>>

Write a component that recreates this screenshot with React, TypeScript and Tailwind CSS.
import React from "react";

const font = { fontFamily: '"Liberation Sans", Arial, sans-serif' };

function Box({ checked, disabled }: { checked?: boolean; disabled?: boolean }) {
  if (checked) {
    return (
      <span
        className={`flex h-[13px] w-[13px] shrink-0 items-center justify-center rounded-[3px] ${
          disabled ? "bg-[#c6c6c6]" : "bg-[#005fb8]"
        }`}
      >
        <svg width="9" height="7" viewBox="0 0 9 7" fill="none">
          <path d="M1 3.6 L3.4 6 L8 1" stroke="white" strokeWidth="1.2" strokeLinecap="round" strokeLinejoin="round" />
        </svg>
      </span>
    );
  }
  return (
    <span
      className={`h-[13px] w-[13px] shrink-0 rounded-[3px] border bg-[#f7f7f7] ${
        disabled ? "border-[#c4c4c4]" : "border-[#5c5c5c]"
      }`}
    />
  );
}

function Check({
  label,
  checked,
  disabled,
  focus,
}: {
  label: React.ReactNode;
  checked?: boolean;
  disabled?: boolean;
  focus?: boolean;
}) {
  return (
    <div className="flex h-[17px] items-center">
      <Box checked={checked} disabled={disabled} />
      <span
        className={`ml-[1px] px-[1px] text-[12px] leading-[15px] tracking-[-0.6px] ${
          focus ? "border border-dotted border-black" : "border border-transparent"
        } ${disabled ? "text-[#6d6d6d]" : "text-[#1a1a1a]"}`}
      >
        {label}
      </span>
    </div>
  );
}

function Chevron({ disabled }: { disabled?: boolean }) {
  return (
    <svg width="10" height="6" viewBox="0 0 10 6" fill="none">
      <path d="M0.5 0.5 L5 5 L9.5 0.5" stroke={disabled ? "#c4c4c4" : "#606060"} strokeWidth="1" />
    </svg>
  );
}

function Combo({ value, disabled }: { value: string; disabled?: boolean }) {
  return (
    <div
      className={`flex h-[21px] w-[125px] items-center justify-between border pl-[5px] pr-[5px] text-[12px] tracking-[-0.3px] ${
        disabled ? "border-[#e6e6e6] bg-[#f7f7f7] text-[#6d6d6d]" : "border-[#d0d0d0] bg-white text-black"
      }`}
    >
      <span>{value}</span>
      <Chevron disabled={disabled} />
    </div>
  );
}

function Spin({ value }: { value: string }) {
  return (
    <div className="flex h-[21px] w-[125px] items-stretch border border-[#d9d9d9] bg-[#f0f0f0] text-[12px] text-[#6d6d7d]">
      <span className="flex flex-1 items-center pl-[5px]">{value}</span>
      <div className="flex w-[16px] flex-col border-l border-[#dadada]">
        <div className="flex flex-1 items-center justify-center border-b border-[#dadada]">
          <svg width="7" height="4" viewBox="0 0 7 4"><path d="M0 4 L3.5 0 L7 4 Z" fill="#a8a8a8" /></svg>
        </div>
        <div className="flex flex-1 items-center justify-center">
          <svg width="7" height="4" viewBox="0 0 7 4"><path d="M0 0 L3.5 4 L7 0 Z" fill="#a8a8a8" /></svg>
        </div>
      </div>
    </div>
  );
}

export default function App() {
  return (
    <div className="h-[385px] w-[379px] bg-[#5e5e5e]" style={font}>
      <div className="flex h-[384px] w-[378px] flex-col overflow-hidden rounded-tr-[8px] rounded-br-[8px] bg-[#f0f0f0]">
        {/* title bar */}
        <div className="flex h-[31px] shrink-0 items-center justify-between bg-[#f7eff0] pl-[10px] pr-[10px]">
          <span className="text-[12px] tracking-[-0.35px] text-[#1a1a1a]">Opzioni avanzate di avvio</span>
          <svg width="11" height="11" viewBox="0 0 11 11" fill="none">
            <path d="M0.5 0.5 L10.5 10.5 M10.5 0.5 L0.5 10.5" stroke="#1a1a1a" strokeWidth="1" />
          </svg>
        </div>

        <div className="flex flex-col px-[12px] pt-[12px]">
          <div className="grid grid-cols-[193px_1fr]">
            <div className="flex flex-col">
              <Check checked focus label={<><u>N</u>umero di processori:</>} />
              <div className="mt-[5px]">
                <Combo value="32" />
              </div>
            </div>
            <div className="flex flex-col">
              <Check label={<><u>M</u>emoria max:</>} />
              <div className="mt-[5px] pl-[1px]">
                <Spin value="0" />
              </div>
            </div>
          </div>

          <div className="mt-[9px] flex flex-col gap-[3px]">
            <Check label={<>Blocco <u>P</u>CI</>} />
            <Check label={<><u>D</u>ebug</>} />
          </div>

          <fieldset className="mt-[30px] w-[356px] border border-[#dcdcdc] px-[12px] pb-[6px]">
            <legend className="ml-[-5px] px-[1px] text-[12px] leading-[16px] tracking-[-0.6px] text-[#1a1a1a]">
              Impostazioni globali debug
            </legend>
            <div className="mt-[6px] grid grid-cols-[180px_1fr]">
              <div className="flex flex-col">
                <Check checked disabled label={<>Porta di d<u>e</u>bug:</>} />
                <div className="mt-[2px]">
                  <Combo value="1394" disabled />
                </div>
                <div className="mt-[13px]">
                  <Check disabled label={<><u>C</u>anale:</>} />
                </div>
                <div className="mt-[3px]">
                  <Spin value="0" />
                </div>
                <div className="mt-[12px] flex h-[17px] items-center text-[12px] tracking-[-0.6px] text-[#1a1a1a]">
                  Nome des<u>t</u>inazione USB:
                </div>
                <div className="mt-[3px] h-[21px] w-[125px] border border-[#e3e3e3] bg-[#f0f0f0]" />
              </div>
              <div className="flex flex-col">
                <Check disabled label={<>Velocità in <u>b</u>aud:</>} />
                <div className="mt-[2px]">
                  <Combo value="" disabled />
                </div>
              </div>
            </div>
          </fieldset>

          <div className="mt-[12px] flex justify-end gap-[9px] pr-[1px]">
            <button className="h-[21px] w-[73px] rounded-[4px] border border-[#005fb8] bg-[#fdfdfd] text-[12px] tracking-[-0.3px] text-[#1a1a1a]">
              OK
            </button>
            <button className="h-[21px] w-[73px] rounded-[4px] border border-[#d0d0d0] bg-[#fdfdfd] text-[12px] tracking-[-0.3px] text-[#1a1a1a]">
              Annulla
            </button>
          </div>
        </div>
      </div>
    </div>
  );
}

<<
>>

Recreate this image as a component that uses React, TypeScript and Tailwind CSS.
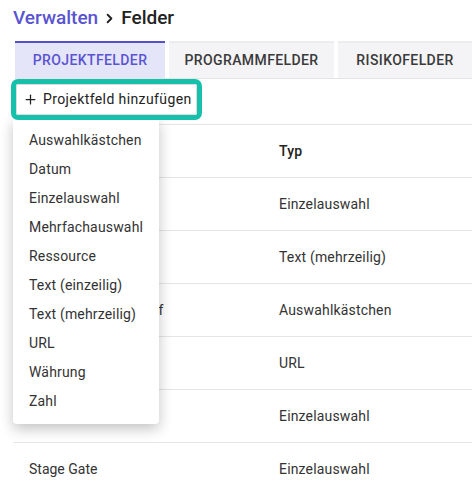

<<
>>

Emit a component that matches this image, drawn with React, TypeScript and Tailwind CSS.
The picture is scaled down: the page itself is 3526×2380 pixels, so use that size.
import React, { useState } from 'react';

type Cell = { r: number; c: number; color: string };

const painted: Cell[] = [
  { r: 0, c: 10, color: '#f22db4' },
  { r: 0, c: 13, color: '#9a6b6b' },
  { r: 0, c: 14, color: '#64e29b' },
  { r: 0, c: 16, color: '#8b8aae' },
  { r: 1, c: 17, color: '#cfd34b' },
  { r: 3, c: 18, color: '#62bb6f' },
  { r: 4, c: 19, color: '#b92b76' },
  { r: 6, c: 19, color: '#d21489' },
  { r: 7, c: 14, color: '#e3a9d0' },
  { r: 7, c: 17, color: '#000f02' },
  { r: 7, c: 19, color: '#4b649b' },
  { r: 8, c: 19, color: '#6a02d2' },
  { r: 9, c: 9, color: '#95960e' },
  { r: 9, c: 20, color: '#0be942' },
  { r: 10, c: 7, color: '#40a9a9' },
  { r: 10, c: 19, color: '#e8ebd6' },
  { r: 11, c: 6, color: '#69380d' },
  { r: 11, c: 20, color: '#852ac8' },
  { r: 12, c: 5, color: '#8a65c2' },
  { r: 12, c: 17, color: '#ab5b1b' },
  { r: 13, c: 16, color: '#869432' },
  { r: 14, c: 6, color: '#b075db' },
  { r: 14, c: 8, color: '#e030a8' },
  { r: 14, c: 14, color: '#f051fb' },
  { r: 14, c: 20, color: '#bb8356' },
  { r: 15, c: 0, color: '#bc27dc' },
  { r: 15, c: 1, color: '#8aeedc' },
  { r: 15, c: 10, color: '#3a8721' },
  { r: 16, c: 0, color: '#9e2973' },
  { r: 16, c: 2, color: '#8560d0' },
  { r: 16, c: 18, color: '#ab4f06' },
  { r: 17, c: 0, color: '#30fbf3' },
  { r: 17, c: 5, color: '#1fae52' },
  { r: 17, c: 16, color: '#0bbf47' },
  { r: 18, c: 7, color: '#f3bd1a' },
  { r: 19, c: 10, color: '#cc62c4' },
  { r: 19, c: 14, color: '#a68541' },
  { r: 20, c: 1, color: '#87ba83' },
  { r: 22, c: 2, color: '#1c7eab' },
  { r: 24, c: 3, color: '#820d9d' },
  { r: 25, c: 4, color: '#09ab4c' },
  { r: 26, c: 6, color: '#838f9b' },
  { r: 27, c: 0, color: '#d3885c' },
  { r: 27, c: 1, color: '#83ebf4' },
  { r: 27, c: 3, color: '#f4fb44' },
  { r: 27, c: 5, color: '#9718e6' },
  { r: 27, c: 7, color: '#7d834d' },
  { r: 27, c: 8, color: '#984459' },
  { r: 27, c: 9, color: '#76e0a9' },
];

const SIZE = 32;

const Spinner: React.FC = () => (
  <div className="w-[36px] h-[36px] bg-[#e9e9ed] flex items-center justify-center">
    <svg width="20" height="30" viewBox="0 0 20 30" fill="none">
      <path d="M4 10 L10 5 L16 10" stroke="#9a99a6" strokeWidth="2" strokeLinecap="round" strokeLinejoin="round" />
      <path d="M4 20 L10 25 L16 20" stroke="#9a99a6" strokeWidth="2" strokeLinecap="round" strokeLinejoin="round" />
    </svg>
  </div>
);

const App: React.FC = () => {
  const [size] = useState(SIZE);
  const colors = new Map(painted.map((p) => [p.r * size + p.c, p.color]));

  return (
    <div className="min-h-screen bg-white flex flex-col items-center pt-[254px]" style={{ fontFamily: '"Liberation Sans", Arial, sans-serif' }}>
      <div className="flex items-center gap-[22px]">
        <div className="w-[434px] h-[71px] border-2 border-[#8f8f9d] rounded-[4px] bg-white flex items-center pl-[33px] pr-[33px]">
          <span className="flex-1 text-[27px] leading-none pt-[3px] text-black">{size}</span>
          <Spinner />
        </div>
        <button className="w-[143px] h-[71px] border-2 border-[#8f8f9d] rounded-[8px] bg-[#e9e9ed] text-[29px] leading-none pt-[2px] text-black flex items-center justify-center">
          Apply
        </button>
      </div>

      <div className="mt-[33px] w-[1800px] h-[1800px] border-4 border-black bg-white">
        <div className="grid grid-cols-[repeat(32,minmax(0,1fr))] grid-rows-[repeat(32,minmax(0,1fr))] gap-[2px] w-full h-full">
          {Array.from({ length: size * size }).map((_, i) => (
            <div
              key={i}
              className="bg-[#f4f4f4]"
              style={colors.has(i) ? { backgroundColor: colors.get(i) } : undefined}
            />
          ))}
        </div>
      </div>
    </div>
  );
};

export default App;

<<

## EXERCISE OBJECTIVE
Reproduce word for word the material above, beginning with the line that contains "Emit a component" and ending with the line that contains "number; c: number;".

## TASK SOLUTION
Emit a component that matches this image, drawn with React, TypeScript and Tailwind CSS.
The picture is scaled down: the page itself is 3526×2380 pixels, so use that size.
import React, { useState } from 'react';

type Cell = { r: number; c: number; color: string };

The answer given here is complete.